There were a few tense moments during Thursday night's gubernatorial debate on KCPW radio as Democrat Bob Springmeyer attempted to emphasize his differences with GOP Gov. Jon Huntsman Jr.
At one point, Springmeyer waved a copy of a budget summary and interrupted Huntsman's attempt to explain how much education spending had increased over his first term. "This is your budget, Jon," Springmeyer said. "These are not made-up numbers."
Huntsman remained unruffled. "Look at where we were four years ago and look at where we are today," the governor said, suggesting the audience look up the amount themselves, which he calculated at $1 billion.
Only a few dozen people gathered in the auditorium of the Salt Lake Main Library to hear the debate broadcast by the public radio station. Many in attendance were members of Huntsman's staff.
The governor has held a strong lead throughout the campaign, Last month, a Deseret News/KSL-TV poll found that 77 percent of Utah voters backed Huntsman compared to 13 percent for Springmeyer.
The pair disagreed most strongly on the cap-and-trade system for emissions endorsed by Utah and other members of the Western Climate Initiative. The carbon-trading program is intended to reduce greenhouse-gas emissions in the West.
"Cap-and-trade will destroy the coal industry in the state of Utah," Springmeyer said, adding that the state could "kiss goodbye" the heart of the state's coal production, Carbon and Emery counties, as well as its coal-fired power plants.
Springmeyer, a business consultant, said such a system would not only be "disastrous to the coal industry and to electric production," it also would raise energy costs in the state. "I don't want to be the one to tell Utahns they have to pay twice," he said. "Thank you, no."
But Huntsman said it's too soon to tell what the economic impacts of a cap-and-trade system would be and that it was important to "let innovation find a way" to make it workable. "You can't wave it off as unacceptable," he said.

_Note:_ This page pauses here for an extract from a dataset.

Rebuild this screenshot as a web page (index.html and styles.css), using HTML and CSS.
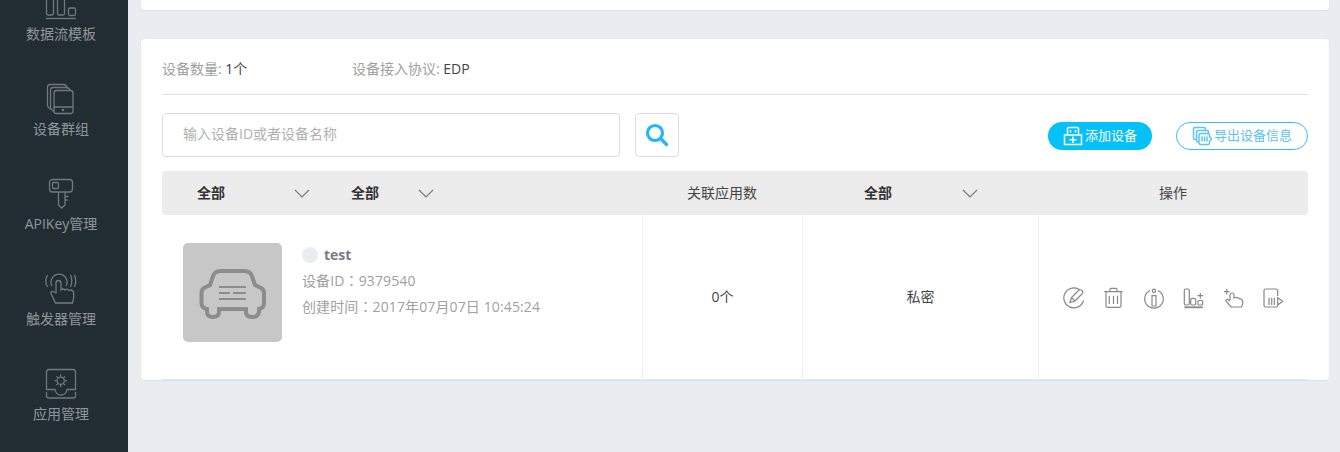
FILE: index.html
```html
<!DOCTYPE html>
<html lang="zh-CN">
<head>
<meta charset="utf-8">
<title>设备列表</title>
<link rel="stylesheet" href="styles.css">
</head>
<body>
<div class="app">
  <nav class="sidebar">
    <div class="nav-list">
      <a class="nav-item">
        <svg class="nav-icon" viewBox="0 0 40 34"><rect x="5.5" y="2" width="7" height="26" rx="1.5"/><rect x="16.5" y="2" width="7" height="26" rx="1.5"/><rect x="27.5" y="21" width="7" height="7.5" rx="1.5"/><path d="M5 31.5H35"/></svg>
        <span class="nav-label">数据流模板</span>
      </a>
      <a class="nav-item">
        <svg class="nav-icon" viewBox="0 0 40 34"><rect x="13" y="8.5" width="19" height="23" rx="2.5"/><path d="M13 25H32M10 27.5L8.5 26.5Q6.5 25.5 6.5 23V5Q6.5 2.5 9 2.5H22Q25 2.5 26 5M13 29.5L11.5 28.5Q9.5 27.5 9.5 25V8Q9.5 5.5 12 5.5H25Q28 5.5 29 8"/><circle cx="22" cy="28" r=".6"/></svg>
        <span class="nav-label">设备群组</span>
      </a>
      <a class="nav-item">
        <svg class="nav-icon" viewBox="0 0 40 34"><rect x="8.5" y="2.5" width="23" height="12.5" rx="3"/><rect x="11.5" y="5.5" width="6" height="6" rx="1"/><path d="M17.5 15V28L20.7 31L24 28V15M24 19.5H27.5M24 23H26.5"/></svg>
        <span class="nav-label">APIKey管理</span>
      </a>
      <a class="nav-item">
        <svg class="nav-icon" viewBox="0 0 40 34"><path d="M11 14A8 8 0 1 1 25 14M6.5 3Q3 9 6.5 15M29.5 3Q32 9 29.5 15M33.5 3Q36 9 33.5 15"/><path d="M15 21V11Q15 8.5 17.5 8.5Q20 8.5 20 11V18Q22 16 24 18Q26 16 28 18.5Q31 17 32.5 20Q33.5 25 31.5 31H14.5L10 21.5Q9.5 19 12 19.5Z"/></svg>
        <span class="nav-label">触发器管理</span>
      </a>
      <a class="nav-item">
        <svg class="nav-icon" viewBox="0 0 40 34"><path d="M5.5 22.5V5Q5.5 2.5 8 2.5H32Q34.5 2.5 34.5 5V22.5H26Q25 28 20 28Q15 28 14 22.5ZM5.5 25V29Q5.5 31 8 31H32Q34.5 31 34.5 29V25"/><circle cx="19.7" cy="13.7" r="3.6"/><path d="M19.7 7.5V9.5M19.7 18V20M13.5 13.7H15.5M24 13.7H26M15.4 9.4L16.8 10.8M22.6 16.6L24 18M24 9.4L22.6 10.8M16.8 16.6L15.4 18"/></svg>
        <span class="nav-label">应用管理</span>
      </a>
    </div>
  </nav>
  <main class="main">
    <div class="card-stub"></div>
    <section class="card">
      <div class="summary">
        <div class="summary-item">设备数量: <b class="summary-value">1个</b></div>
        <div class="summary-item">设备接入协议: <b class="summary-value">EDP</b></div>
      </div>
      <div class="toolbar">
        <div class="search-input">输入设备ID或者设备名称</div>
        <button class="search-btn">
          <svg class="search-icon" viewBox="0 0 24 24"><circle cx="10" cy="10" r="7.5"/><path d="M15.5 15.5L21.5 21.5"/></svg>
        </button>
        <div class="toolbar-actions">
          <a class="btn btn-primary">
            <svg class="btn-icon" viewBox="0 0 20 20"><path d="M4.5 9V2.5Q4.5 1.5 5.5 1.5H14.5Q15.5 1.5 15.5 2.5V9M7.5 4V6.5M12.5 4V6.5M1.5 9H18.5V18.5H1.5ZM10 10.5V17M6.5 13.8H13.5"/></svg>
            <span class="btn-text">添加设备</span>
          </a>
          <a class="btn btn-outline">
            <svg class="btn-icon" viewBox="0 0 20 20"><path d="M4 13.5H3Q1.5 13.5 1.5 12V3Q1.5 1.5 3 1.5H12Q13.5 1.5 13.5 3V4M6.5 16.5Q4.5 16 4.5 14V6Q4.5 4.5 6 4.5H15Q16.5 4.5 16.5 6V7"/><path d="M8.5 7.5H16Q17.5 7.5 17.5 9V10.5L19.5 13L17.5 15.5V17Q17.5 18.5 16 18.5H8.5Q7 18.5 7 17V9Q7 7.5 8.5 7.5ZM10 10.5V15.5M12.5 10.5V15.5M15 10.5V15.5"/></svg>
            <span class="btn-text">导出设备信息</span>
          </a>
        </div>
      </div>
      <div class="table-head">
        <div class="head-cell head-name">
          <div class="dropdown dropdown-a"><b>全部</b><svg class="chevron" viewBox="0 0 16 9"><path d="M1 1L8 8L15 1"/></svg></div>
          <div class="dropdown dropdown-b"><b>全部</b><svg class="chevron" viewBox="0 0 16 9"><path d="M1 1L8 8L15 1"/></svg></div>
        </div>
        <div class="head-cell head-apps">关联应用数</div>
        <div class="head-cell head-secret">
          <div class="dropdown dropdown-c"><b>全部</b><svg class="chevron" viewBox="0 0 16 9"><path d="M1 1L8 8L15 1"/></svg></div>
        </div>
        <div class="head-cell head-ops">操作</div>
      </div>
      <div class="table-row">
        <div class="cell cell-device">
          <div class="thumb">
            <svg class="thumb-car" viewBox="0 0 99 99"><path class="car-body" d="M38 28H61Q67 28 69 33L72 42L78 45Q81 46.500 81 50V60Q81 65 76 66V69Q75 74 69 74Q63 74 63 69V66H36V69Q36 74 30 74Q24 74 24 69V66Q18.500 65 18.500 60V50Q18.500 46.500 21 45L27 42L30 33Q32 28 38 28Z"/><path class="car-lines" d="M36 44H63M36 50H47M50 50H63M36 56H63"/></svg>
          </div>
          <div class="device-info">
            <div class="device-name"><i class="status-dot"></i><b>test</b></div>
            <div class="device-line">设备ID<span class="fw-colon" lang="zh-TW">：</span>9379540</div>
            <div class="device-line">创建时间<span class="fw-colon" lang="zh-TW">：</span>2017年07月07日 10:45:24</div>
          </div>
        </div>
        <div class="cell cell-apps">0个</div>
        <div class="cell cell-secret">私密</div>
        <div class="cell cell-ops">
          <svg class="op-icon" viewBox="0 0 24 24"><path d="M18 5A10 10 0 1 0 21.500 15.500M8 17.500L9.500 12.500L16.500 5.500Q18.500 4 20 5.500Q21.500 7 20 9L13 16ZM9.500 12.500L13 16"/></svg>
          <svg class="op-icon" viewBox="0 0 24 24"><path d="M2.300 6.700H20.700M8 6.700V4.300Q8 3.300 9 3.300H14Q15 3.300 15 4.300V6.700M4 6.700V20.800Q4 22.300 5.500 22.300H17.500Q19 22.300 19 20.800V6.700M7.300 10.700V19M11.500 10.700V19M15.500 10.700V19"/></svg>
          <svg class="op-icon" viewBox="0 0 24 24"><path d="M8 5.500A9.300 9.300 0 1 0 16 5.500M10 10.700H14V21H10Z"/><circle cx="12" cy="5.700" r="1.600"/></svg>
          <svg class="op-icon" viewBox="0 0 24 24"><rect x="2.300" y="4" width="5" height="16" rx="1.500"/><rect x="8.700" y="13.300" width="5" height="6.700" rx="1.500"/><rect x="16" y="15.500" width="4.700" height="4.500" rx="1"/><path d="M15.500 10.700H21M18.300 8V13.500"/><path class="op-base" d="M2.300 22.300H20.700"/></svg>
          <svg class="op-icon" viewBox="0 0 24 24"><path d="M2 6.700H7.500M4.700 4V9.500"/><path d="M8 15V9.500Q8 8 10 8Q12 8 12 9.500V13Q14 11.500 15 13Q16.500 12 17.500 14Q20 13.500 20.700 16V19L19.500 22H9L4 16Q3.500 14 6 14.500L8 16"/></svg>
          <svg class="op-icon" viewBox="0 0 24 24"><path d="M15.700 11V5.500Q15.700 4 14 4H3.500Q2 4 2 5.500V20.500Q2 22 3.500 22H14Q15.700 22 15.700 20.500V19M7 12.700V20M9.700 12.700V20M12.300 12.700V20M15.700 12.700L20.700 16.300L15.700 20Z"/></svg>
        </div>
      </div>
    </section>
  </main>
</div>
</body>
</html>
```
FILE: styles.css
```css
* { box-sizing: border-box; }
html, body { margin: 0; padding: 0; height: 452px; overflow: hidden; }
body {
  font-family: "Open Sans", "Noto Sans CJK SC", sans-serif;
  font-size: 14px;
  color: #333;
  background: #e9edf2;
}
.app { display: flex; height: 452px; overflow: hidden; }

.sidebar { width: 128px; flex: none; height: 452px; overflow: hidden; background: #222d33; }
.nav-list { display: flex; flex-direction: column; margin-top: -13px; padding-right: 6px; }
.nav-item { display: flex; flex-direction: column; align-items: center; height: 95px; flex: none; }
.nav-icon { width: 40px; height: 34px; display: block; fill: none; stroke: #6f787e; stroke-width: 1.3; }
.nav-label { margin-top: 3px; line-height: 20px; color: #8f969b; white-space: nowrap; }

.main { flex: 1; min-width: 0; padding: 0 11px 0 13px; }
.card-stub { height: 10px; background: #fff; border-radius: 0 0 4px 4px; box-shadow: 0 1px 1px #dde1e6; }
.card {
  margin-top: 29px;
  height: 341px;
  padding: 0 21px;
  background: #fff;
  border-radius: 4px;
  box-shadow: 0 0 1px #d5d9de, 0 1px 1px #dde1e6;
}

.summary { display: flex; height: 56px; align-items: center; padding-top: 5px; border-bottom: 1px solid #dfe3e8; }
.summary-item { color: #a0a0a0; width: 190px; line-height: 20px; }
.summary-value { font-weight: 400; color: #444; }

.toolbar { display: flex; align-items: flex-start; margin-top: 18px; height: 58px; }
.search-input {
  width: 458px; height: 44px;
  padding-left: 20px;
  line-height: 40px;
  color: #b0b0b0;
  border: 1px solid #dddddd;
  border-radius: 4px;
}
.search-btn {
  width: 44px; height: 44px;
  margin-left: 15px;
  padding: 0;
  display: flex; align-items: center; justify-content: center;
  background: #fff;
  border: 1px solid #dddddd;
  border-radius: 4px;
}
.search-icon { width: 24px; height: 24px; fill: none; stroke: #22b8f5; stroke-width: 3.2; stroke-linecap: round; }
.toolbar-actions { margin-left: auto; display: flex; gap: 24px; padding-top: 9px; }
.btn { display: flex; align-items: center; justify-content: center; gap: 2px; height: 28px; border-radius: 14px; white-space: nowrap; font-size: 13px; line-height: 24px; }
.btn-text { padding-bottom: 2px; }
.btn-primary { width: 104px; background: #06c1f7; color: #fff; }
.btn-outline { width: 132px; background: #fff; color: #5cc3f3; border: 1px solid #3dbdf5; }
.btn-icon { width: 20px; height: 20px; flex: none; fill: none; stroke-width: 1.5; stroke: currentColor; }

.table-head { display: flex; height: 44px; line-height: 42px; background: #ececec; border-radius: 4px; color: #444; white-space: nowrap; }
.head-cell { display: flex; align-items: center; }
.head-name { width: 480px; }
.head-apps { width: 160px; justify-content: center; }
.head-secret { width: 236px; }
.head-ops { flex: 1; justify-content: center; }
.dropdown { display: flex; align-items: center; flex: none; }
.dropdown b { font-weight: 700; color: #333; flex: none; }
.dropdown-a { width: 189px; padding-left: 35px; gap: 69px; }
.dropdown-b { gap: 39px; }
.dropdown-c { padding-left: 62px; gap: 70px; }
.chevron { width: 16px; height: 9px; display: block; flex: none; fill: none; stroke: #777; stroke-width: 1.1; }

.table-row { display: flex; height: 165px; border-bottom: 1px solid #e5e8ec; }
.cell { display: flex; align-items: center; justify-content: center; border-right: 1px solid #eeeeee; color: #444; line-height: 162px; }
.cell-device { width: 481px; padding: 28px 0 0 21px; align-items: flex-start; justify-content: flex-start; gap: 20px; line-height: 26px; }
.cell-apps { width: 160px; }
.cell-secret { width: 236px; }
.cell-ops { flex: 1; border-right: 0; gap: 16px; }

.thumb { width: 99px; height: 99px; flex: none; background: #c7c7c7; border-radius: 5px; }
.thumb-car { width: 99px; height: 99px; display: block; }
.car-body { fill: none; stroke: #8c8c8c; stroke-width: 4; }
.car-lines { fill: none; stroke: #8c8c8c; stroke-width: 2; }

.device-info { color: #a0a0a0; line-height: 26px; white-space: nowrap; margin-top: -1px; }
.device-name { display: flex; align-items: center; gap: 6px; height: 25px; color: #7a7a85; }
.device-name b { font-weight: 700; }
.device-line { height: 26px; letter-spacing: .12px; }
.status-dot { width: 16px; height: 16px; border-radius: 50%; background: #e9edf2; }
.fw-colon { font-family: "Noto Sans CJK TC", sans-serif; }

.op-icon { width: 24px; height: 24px; flex: none; fill: none; stroke: #888; stroke-width: 1.2; }
.op-base { stroke-width: 1.8; }
```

The governor had a similar attitude toward developing the state's oil-shale deposits. "I, for one, am willing to give it a go," Huntsman said, even though it's still unclear how extraction can be done profitably. He said the industry needs to "put your money where your mouth is."
Springmeyer said he was a skeptic and proposed those investments be used to develop clean coal. "We still have the fourth-highest gas prices in the country," he said. "We cannot develop oil shale and other marginal products to lower our costs."
The Democrat even delivered a dig about Huntsman's family business while talking about economic development. Springmeyer asked why the Huntsman Corp. has "only a minor presence here."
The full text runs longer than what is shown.